Call on the people of Penang to be in the forefront of the nation-wide campaign to save Damansara school and to demand that the Eighth Malaysia Plan should build 100 new Chinese primary schools


Speech - launching of the mass signature campaign by Penang DAP in support of the “Save Damansara School Campaign”
by Lim Kit Siang

(Penang, Saturday): In the past two months, the hitherto unknown SJK © Damansara has become not only a daily national issue, it has also become internationally-famous as a cause for  multi-racial, multi-lingual and multi-cultural Malaysia.

Penang DAP has launched the mass signature campaign in support of the “Save Damansara School Campaign” initiated by the Committee To Defend Original Damansara School And Build A Second New School because this is an issue which deserves the support of all Malaysians, regardless of race, religion or political beliefs.

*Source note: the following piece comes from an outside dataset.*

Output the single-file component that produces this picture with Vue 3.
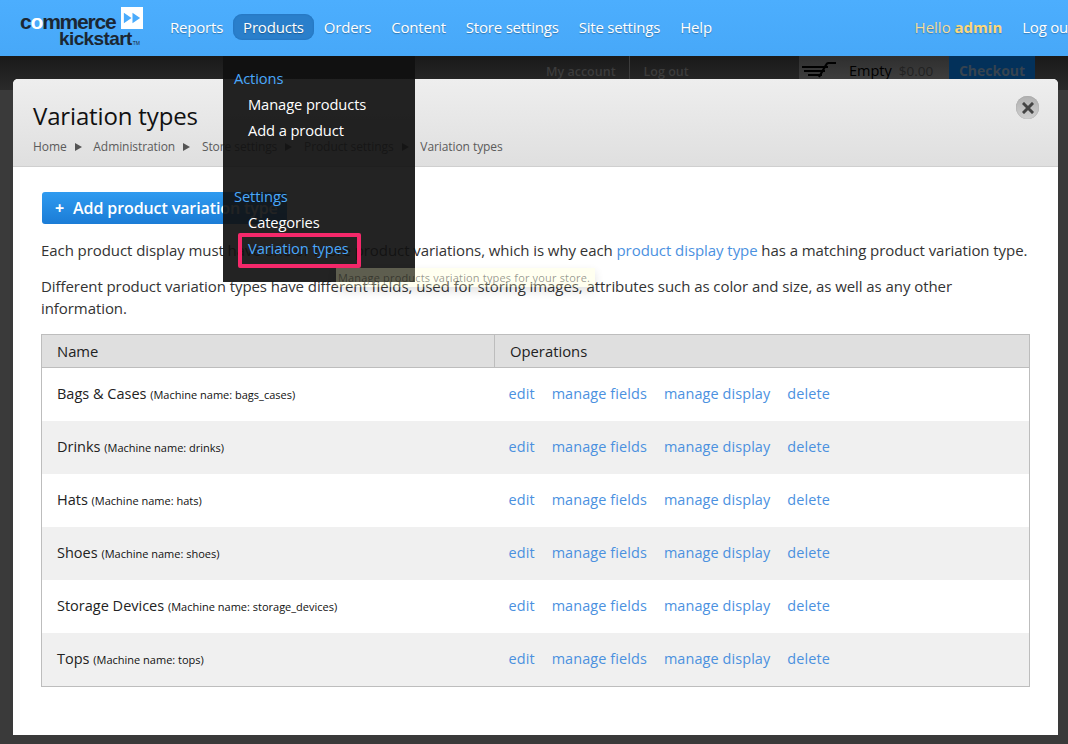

The Education Ministry has said that the new Damansara Chinese primary  school at Tropicana, Petaling Jaya  would be completed in eight months.  This is undoubtedly the victory of public pressure from the controversy over the Damansara school issue.

The Education Ministry must keep its promise to build a new school in Tropicana with 36 classrooms in eight months, but there is no good reason why the original Damansara school with 25 classrooms should not continue to be used as a school for students in the immediate vicinity as a local community school when it is  in very good condition.

The root problem of the Damansara school controversy  is the failure of the government to build enough Chinese primary schools to meet ever-increasing demand for Chinese primary school places not only by Chinese pupils, but also by non-Chinese pupils as there are now over 70,000 Malay and Indian students in the Chinese primary schools in the country.

In the past 44 years since Merdeka, there is the ridiculous situation where the school enrolment for Chinese primary schools have increased but the number of Chinese primary schools in the country have decreased.

The problem the country faces, particularly in fast-growing population centres like the Klang Valley, is not over-supply of Chinese primary schools but inadequate number of Chinese primary schools.

Under  these circumstances, it is the height of irresponsibility to close down a 25-classroom Chinese primary school which is  very good condition and this is why the national campaign for the preservation of the original Damansara school should get the support of all Malaysians to send a clear message to the Barisan Nasional government of the need for full government recognition and integration of Chinese primary schools into the mainstream of the  national education system.

The “Save Damansara school” should be a campaign not just to preserve the Damansara school, but a campaign to heighten nation-wide awareness and mobilise national support for a new deal for Chinese primary schools in the 21st century and demand that the Eighth Malaysia Plan to be presented to Parliament next month should target the building of 100 Chinese primary schools for the next five years 2001-2005.

I call on the people of Penang to be in the forefront of the nation-wide campaign to save Damansara  school and to demand that the Eighth Malaysia Plan should build 100 new Chinese primary schools in the next five years.